Las expectativas de una rápida pacificación del Donbás –el área exacta del este de Ucrania donde se localiza el conflicto armado– a resultas del derribo del vuelo MH17 se basan en la idea de que la presión internacional sobre Putin le llevará a retirar su apoyo a la insurgencia, lo que facilitará un acuerdo negociado. Un planteamiento razonable, pero poco probable. Putin no actuará impelido sólo por la presión occidental y, a pesar de la anexión de Crimea, cuenta con el balón de oxígeno que le dan los BRICS y, muy particularmente, China.
La crítica externa, además, no va acompañada de una presión interna ya que la mayoría de la sociedad rusa –gracias a unos medios de comunicación bajo férreo control del poder– comparte la narrativa del Kremlin sobre la crisis de Ucrania, incluyendo lo relativo al vuelo de Malaysia Airlines.
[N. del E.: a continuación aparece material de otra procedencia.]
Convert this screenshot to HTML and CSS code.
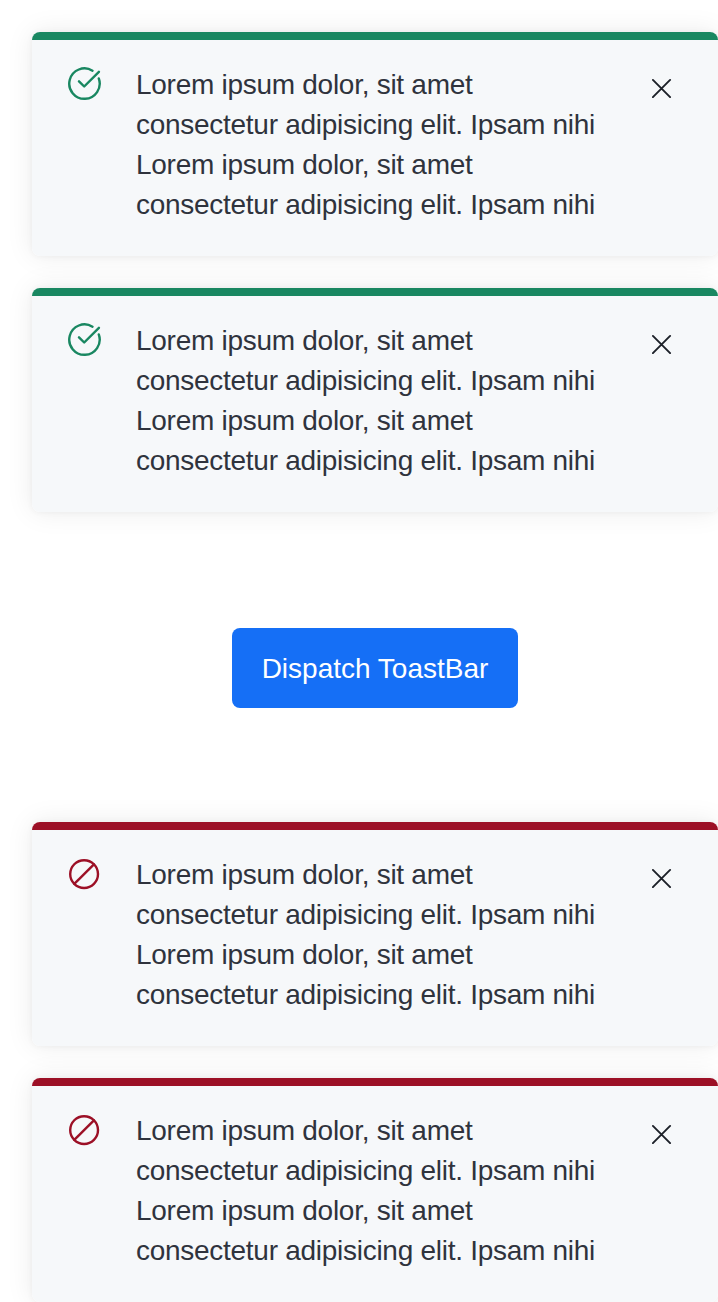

Como es sabido, el conflicto ucraniano no está erosionando la popularidad de Putin, sino todo lo contrario. Por otra parte, la reacción internacional no ha sido unánime y persisten las divisiones europeas en su relación con Rusia, uno de los grandes activos en la estrategia de Moscú.
Kíev lleva semanas ganando terreno y parece dispuesta ahora a aprovechar el momento para asestar un golpe definitivo y rápido a las fuerzas insurgentes prorrusas. Un rápido agravamiento del conflicto es, por ello, el escenario más probable. Frente a unos insurgentes sin respaldo de Rusia, Kíev, quizás, pueda imponerse con cierta rapidez pero a costa de un inaceptable sufrimiento de la población civil atrapada en el conflicto. Recuperar el Donbás no es sólo un asunto militar, es también una cuestión política. Y Kíev, a diferencia de Moscú, debe pensar en el día después de la paz.
El contexto, por tanto, es poco propicio para un rápido acuerdo de paz a menos que se acepte, en parte, el principal objetivo de Moscú que no es, como insiste la narrativa del Kremlin, la «situación de las minorías rusohablantes» sino el control estratégico de Ucrania y sus relaciones exteriores. Pero la situación no es fácil para Putin y su gestión transmite cierto grado de improvisación. Además, su estrategia en el sur y este de Ucrania -el intento de crear una supuesta Novorossiya (Nueva Rusia)- ha fracasado. No se ha producido ningún levantamiento popular masivo reclamando la intervención protectora de Rusia. Tampoco se ha dado una participación amplia y activa de la población local en la lucha de los insurgentes, hasta el punto de que el Kremlin ha tenido que o bien organizar o bien permitir el envío desde territorio ruso de armamento y combatientes experimentados. El suministro de un sistema antiaéreo sofisticado como el BUK con el fin de contrarrestar a las fuerzas ucranianas también en el espacio aéreo permite inferir que el Kremlin buscaba, al menos, un enquistamiento del conflicto como instrumento de presión permanente sobre Kíev. El derribo, con toda seguridad por error, del vuelo MH17 por parte de los insurgentes, ha cambiado por completo el escenario.
Es poco probable sin embargo que, pasado el desconcierto, el Kremlin abandone por completo a la insurgencia prorrusa y la incertidumbre sobre hasta dónde está dispuesto a llegar Putin seguirá atenazando a los europeos. Por ahora el apoyo más inequívoco que recibe Putin proviene de su opinión pública, en particular de los nacionalistas rusos que viven su momento de gloria y reclaman una intervención directa y más enérgica de Rusia en Ucrania. El presidente ruso puede acabar siendo más cautivo que dueño de la exaltación neoimperial instigada por el Kremlin desde la ocupación de Crimea.
Putin tiene un interés máximo por su propia imagen y por la de Rusia en el mundo. Convertirse en un paria no entra en sus planes. Sin embargo, en la balanza de pérdidas y ganancias, el reconocimiento tan siquiera parcial y limitado de la responsabilidad de Rusia implicaría reconocer también que la situación se le ha escapado de las manos. Algo que es difícilmente asumible para la imagen de líder fuerte que lleva años construyendo tanto para consumo interno como externo.